* Entries *
++++++++++++++++++++
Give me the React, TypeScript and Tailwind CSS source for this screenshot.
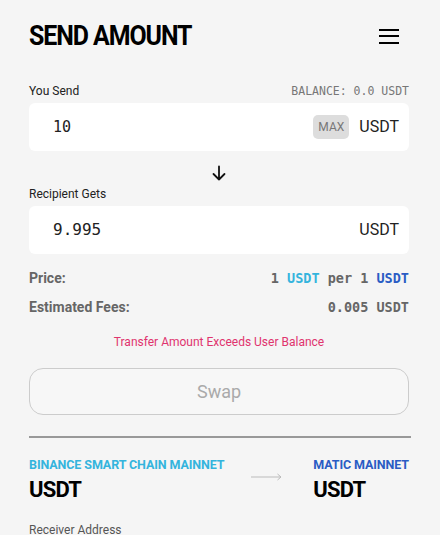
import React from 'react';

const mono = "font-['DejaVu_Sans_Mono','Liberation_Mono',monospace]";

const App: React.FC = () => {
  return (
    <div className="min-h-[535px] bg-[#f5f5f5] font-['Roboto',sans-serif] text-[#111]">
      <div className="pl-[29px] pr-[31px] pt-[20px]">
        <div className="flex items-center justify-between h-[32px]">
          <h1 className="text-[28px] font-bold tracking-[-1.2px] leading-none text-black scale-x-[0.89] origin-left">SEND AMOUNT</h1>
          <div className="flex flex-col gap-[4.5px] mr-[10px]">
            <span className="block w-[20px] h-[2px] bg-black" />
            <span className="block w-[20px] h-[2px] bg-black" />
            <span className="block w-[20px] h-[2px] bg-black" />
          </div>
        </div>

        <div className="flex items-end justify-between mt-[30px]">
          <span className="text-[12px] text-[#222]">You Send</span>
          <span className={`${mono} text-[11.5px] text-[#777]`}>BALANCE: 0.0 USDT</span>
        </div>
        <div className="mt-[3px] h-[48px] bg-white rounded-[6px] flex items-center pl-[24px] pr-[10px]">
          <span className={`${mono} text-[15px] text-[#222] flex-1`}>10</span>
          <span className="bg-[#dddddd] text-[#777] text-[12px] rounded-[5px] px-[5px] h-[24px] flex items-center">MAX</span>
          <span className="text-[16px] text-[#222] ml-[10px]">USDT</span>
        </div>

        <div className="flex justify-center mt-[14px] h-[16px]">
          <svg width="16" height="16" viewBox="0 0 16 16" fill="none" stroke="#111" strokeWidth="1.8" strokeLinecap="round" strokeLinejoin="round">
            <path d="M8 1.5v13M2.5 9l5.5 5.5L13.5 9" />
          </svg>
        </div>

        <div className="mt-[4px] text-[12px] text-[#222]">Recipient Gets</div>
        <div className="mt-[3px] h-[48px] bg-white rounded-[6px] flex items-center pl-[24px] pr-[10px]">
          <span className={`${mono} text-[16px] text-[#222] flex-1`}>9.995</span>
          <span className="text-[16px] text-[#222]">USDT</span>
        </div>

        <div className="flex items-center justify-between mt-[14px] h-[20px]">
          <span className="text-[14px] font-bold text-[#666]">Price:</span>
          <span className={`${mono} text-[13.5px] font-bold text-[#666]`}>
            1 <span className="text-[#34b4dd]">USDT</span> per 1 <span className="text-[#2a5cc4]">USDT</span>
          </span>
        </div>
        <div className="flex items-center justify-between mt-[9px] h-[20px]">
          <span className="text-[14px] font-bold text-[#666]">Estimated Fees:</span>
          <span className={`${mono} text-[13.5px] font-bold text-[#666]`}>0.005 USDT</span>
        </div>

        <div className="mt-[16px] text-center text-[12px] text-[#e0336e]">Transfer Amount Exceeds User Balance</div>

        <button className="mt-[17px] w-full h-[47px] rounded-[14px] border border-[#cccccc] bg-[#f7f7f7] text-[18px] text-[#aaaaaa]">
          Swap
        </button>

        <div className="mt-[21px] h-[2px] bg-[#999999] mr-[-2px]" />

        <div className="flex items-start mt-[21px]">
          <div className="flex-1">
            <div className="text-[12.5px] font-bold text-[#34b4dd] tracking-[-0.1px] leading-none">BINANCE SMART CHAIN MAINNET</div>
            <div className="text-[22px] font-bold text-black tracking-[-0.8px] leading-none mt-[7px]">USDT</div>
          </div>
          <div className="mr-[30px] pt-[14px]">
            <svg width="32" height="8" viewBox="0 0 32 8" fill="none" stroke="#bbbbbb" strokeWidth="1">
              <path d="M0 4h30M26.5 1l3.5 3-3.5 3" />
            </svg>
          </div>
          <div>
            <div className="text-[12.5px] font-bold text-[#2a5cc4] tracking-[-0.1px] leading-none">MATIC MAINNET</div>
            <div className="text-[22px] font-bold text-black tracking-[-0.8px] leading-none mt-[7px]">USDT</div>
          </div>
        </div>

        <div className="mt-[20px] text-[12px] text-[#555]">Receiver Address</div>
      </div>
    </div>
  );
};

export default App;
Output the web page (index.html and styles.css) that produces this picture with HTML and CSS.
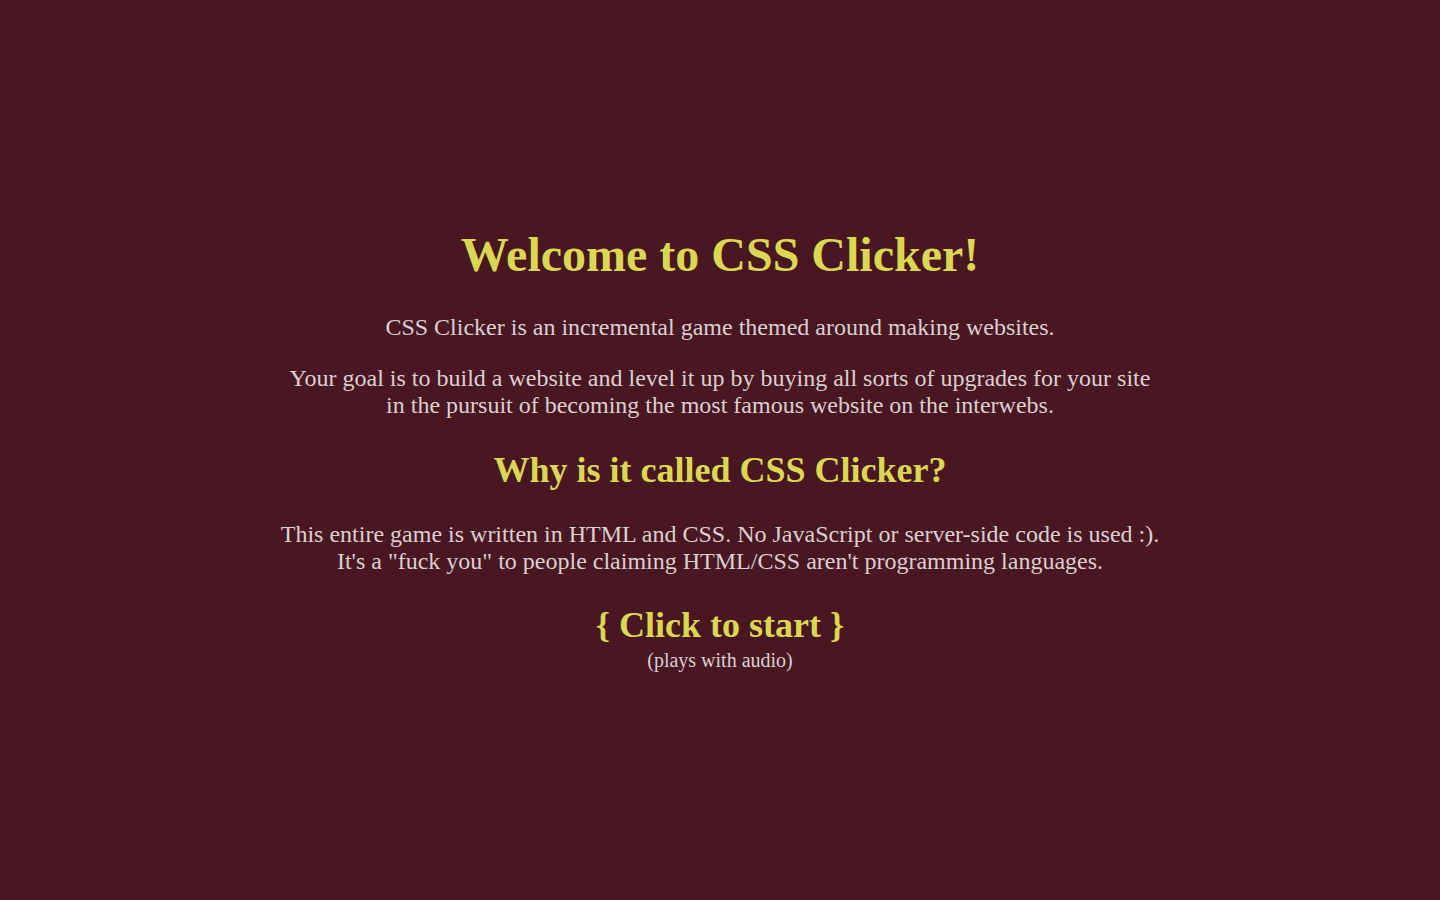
++++++++++++++++++++
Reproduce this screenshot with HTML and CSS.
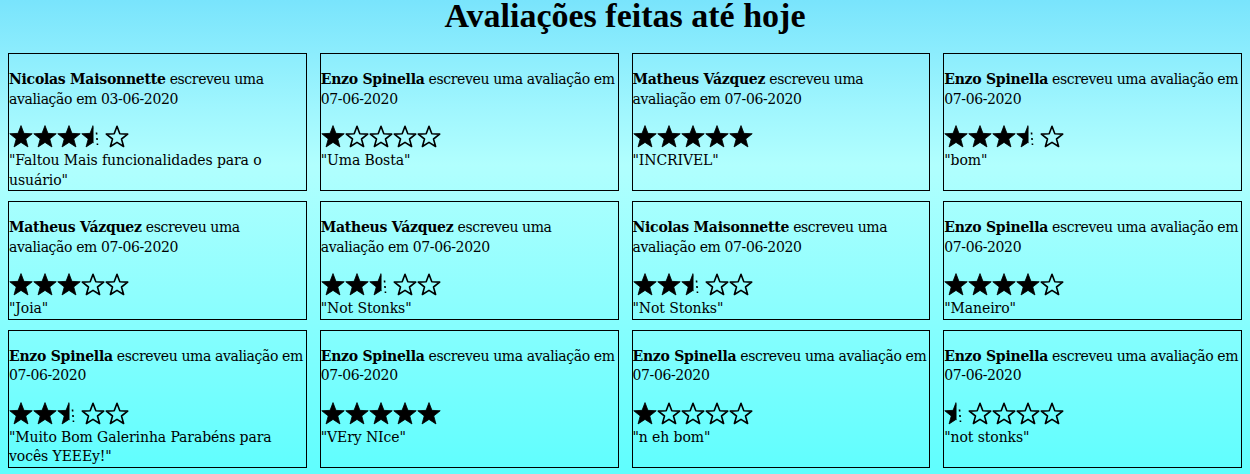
++++++++++++++++++++
* Given problem *
Of all the lines above, how many contain the word "HTML"? Answer with only the number.

* Output of the task *
2